Data segment ->

- - -

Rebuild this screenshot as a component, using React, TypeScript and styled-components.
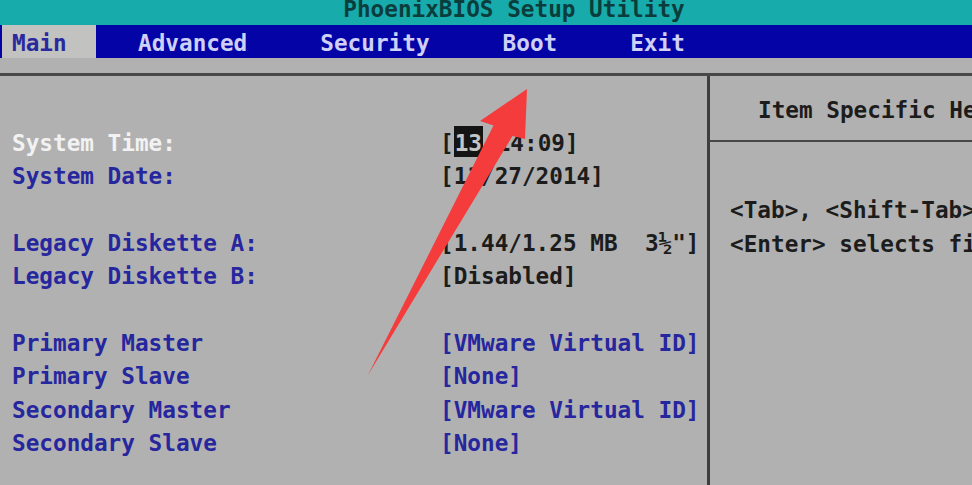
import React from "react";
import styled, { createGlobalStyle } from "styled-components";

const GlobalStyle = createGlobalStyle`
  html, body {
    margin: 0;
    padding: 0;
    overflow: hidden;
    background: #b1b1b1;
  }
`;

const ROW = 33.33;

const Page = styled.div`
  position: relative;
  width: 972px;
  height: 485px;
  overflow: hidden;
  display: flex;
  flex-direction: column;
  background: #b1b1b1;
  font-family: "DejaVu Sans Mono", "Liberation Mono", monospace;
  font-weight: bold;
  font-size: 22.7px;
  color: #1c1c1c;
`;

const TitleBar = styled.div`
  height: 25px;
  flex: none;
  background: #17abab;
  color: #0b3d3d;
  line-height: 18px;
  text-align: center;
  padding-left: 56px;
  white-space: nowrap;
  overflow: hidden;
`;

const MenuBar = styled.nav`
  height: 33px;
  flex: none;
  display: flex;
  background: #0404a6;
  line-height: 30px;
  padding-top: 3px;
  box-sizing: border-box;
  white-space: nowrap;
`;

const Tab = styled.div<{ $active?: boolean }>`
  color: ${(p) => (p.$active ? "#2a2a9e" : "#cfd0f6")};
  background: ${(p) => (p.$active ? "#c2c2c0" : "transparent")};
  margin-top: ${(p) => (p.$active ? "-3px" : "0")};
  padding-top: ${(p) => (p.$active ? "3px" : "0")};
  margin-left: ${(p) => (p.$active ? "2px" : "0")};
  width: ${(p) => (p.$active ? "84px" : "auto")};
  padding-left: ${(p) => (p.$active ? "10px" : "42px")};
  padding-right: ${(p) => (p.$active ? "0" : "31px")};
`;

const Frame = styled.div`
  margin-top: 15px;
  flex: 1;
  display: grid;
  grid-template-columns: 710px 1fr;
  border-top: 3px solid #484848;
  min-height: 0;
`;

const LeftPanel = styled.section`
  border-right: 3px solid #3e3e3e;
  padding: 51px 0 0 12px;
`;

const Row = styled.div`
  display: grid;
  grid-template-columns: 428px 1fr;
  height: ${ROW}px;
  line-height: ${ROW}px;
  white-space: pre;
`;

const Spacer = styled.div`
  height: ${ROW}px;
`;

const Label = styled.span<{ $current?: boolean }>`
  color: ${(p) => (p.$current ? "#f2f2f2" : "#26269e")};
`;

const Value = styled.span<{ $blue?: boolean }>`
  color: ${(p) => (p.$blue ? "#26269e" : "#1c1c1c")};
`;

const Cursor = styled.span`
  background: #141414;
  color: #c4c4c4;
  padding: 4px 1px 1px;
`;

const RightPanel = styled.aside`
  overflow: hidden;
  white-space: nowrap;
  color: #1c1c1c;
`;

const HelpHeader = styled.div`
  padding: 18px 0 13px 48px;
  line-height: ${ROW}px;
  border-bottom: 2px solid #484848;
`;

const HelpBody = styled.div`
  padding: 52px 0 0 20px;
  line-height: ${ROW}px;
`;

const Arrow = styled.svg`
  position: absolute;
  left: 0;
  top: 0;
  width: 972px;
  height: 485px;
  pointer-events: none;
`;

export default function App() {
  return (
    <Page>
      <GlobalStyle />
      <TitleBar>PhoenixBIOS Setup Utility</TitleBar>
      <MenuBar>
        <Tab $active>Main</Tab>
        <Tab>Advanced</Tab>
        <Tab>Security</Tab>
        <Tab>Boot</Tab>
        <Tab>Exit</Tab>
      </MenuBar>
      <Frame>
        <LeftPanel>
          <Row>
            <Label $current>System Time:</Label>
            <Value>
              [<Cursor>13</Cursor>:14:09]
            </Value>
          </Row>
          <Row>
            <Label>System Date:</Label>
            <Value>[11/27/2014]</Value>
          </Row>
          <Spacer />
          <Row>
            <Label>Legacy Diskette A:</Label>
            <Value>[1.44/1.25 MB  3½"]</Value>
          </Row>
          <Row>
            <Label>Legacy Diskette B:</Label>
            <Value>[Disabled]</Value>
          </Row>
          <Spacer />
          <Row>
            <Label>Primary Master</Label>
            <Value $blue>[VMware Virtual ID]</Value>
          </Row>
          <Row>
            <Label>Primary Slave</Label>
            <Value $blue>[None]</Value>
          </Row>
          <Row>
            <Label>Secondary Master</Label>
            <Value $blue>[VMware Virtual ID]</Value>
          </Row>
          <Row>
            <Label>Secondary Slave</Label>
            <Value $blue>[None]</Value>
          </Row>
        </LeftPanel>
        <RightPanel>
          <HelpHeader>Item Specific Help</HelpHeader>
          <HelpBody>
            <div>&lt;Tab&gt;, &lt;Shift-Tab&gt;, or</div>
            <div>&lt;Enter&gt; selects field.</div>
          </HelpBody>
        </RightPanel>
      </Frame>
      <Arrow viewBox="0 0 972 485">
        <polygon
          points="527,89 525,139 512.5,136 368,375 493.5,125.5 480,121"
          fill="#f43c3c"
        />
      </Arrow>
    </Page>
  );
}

- - -

Task prompt -> Leave the images out, please, and restate each line word for word.

Exercise response ->
Rebuild this screenshot as a component, using React, TypeScript and styled-components.
import React from "react";
import styled, { createGlobalStyle } from "styled-components";

const GlobalStyle = createGlobalStyle`
  html, body {
    margin: 0;
    padding: 0;
    overflow: hidden;
    background: #b1b1b1;
  }
`;

const ROW = 33.33;

const Page = styled.div`
  position: relative;
  width: 972px;
  height: 485px;
  overflow: hidden;
  display: flex;
  flex-direction: column;
  background: #b1b1b1;
  font-family: "DejaVu Sans Mono", "Liberation Mono", monospace;
  font-weight: bold;
  font-size: 22.7px;
  color: #1c1c1c;
`;

const TitleBar = styled.div`
  height: 25px;
  flex: none;
  background: #17abab;
  color: #0b3d3d;
  line-height: 18px;
  text-align: center;
  padding-left: 56px;
  white-space: nowrap;
  overflow: hidden;
`;

const MenuBar = styled.nav`
  height: 33px;
  flex: none;
  display: flex;
  background: #0404a6;
  line-height: 30px;
  padding-top: 3px;
  box-sizing: border-box;
  white-space: nowrap;
`;

const Tab = styled.div<{ $active?: boolean }>`
  color: ${(p) => (p.$active ? "#2a2a9e" : "#cfd0f6")};
  background: ${(p) => (p.$active ? "#c2c2c0" : "transparent")};
  margin-top: ${(p) => (p.$active ? "-3px" : "0")};
  padding-top: ${(p) => (p.$active ? "3px" : "0")};
  margin-left: ${(p) => (p.$active ? "2px" : "0")};
  width: ${(p) => (p.$active ? "84px" : "auto")};
  padding-left: ${(p) => (p.$active ? "10px" : "42px")};
  padding-right: ${(p) => (p.$active ? "0" : "31px")};
`;

const Frame = styled.div`
  margin-top: 15px;
  flex: 1;
  display: grid;
  grid-template-columns: 710px 1fr;
  border-top: 3px solid #484848;
  min-height: 0;
`;

const LeftPanel = styled.section`
  border-right: 3px solid #3e3e3e;
  padding: 51px 0 0 12px;
`;

const Row = styled.div`
  display: grid;
  grid-template-columns: 428px 1fr;
  height: ${ROW}px;
  line-height: ${ROW}px;
  white-space: pre;
`;

const Spacer = styled.div`
  height: ${ROW}px;
`;

const Label = styled.span<{ $current?: boolean }>`
  color: ${(p) => (p.$current ? "#f2f2f2" : "#26269e")};
`;

const Value = styled.span<{ $blue?: boolean }>`
  color: ${(p) => (p.$blue ? "#26269e" : "#1c1c1c")};
`;

const Cursor = styled.span`
  background: #141414;
  color: #c4c4c4;
  padding: 4px 1px 1px;
`;

const RightPanel = styled.aside`
  overflow: hidden;
  white-space: nowrap;
  color: #1c1c1c;
`;

const HelpHeader = styled.div`
  padding: 18px 0 13px 48px;
  line-height: ${ROW}px;
  border-bottom: 2px solid #484848;
`;

const HelpBody = styled.div`
  padding: 52px 0 0 20px;
  line-height: ${ROW}px;
`;

const Arrow = styled.svg`
  position: absolute;
  left: 0;
  top: 0;
  width: 972px;
  height: 485px;
  pointer-events: none;
`;

export default function App() {
  return (
    <Page>
      <GlobalStyle />
      <TitleBar>PhoenixBIOS Setup Utility</TitleBar>
      <MenuBar>
        <Tab $active>Main</Tab>
        <Tab>Advanced</Tab>
        <Tab>Security</Tab>
        <Tab>Boot</Tab>
        <Tab>Exit</Tab>
      </MenuBar>
      <Frame>
        <LeftPanel>
          <Row>
            <Label $current>System Time:</Label>
            <Value>
              [<Cursor>13</Cursor>:14:09]
            </Value>
          </Row>
          <Row>
            <Label>System Date:</Label>
            <Value>[11/27/2014]</Value>
          </Row>
          <Spacer />
          <Row>
            <Label>Legacy Diskette A:</Label>
            <Value>[1.44/1.25 MB  3½"]</Value>
          </Row>
          <Row>
            <Label>Legacy Diskette B:</Label>
            <Value>[Disabled]</Value>
          </Row>
          <Spacer />
          <Row>
            <Label>Primary Master</Label>
            <Value $blue>[VMware Virtual ID]</Value>
          </Row>
          <Row>
            <Label>Primary Slave</Label>
            <Value $blue>[None]</Value>
          </Row>
          <Row>
            <Label>Secondary Master</Label>
            <Value $blue>[VMware Virtual ID]</Value>
          </Row>
          <Row>
            <Label>Secondary Slave</Label>
            <Value $blue>[None]</Value>
          </Row>
        </LeftPanel>
        <RightPanel>
          <HelpHeader>Item Specific Help</HelpHeader>
          <HelpBody>
            <div>&lt;Tab&gt;, &lt;Shift-Tab&gt;, or</div>
            <div>&lt;Enter&gt; selects field.</div>
          </HelpBody>
        </RightPanel>
      </Frame>
      <Arrow viewBox="0 0 972 485">
        <polygon
          points="527,89 525,139 512.5,136 368,375 493.5,125.5 480,121"
          fill="#f43c3c"
        />
      </Arrow>
    </Page>
  );
}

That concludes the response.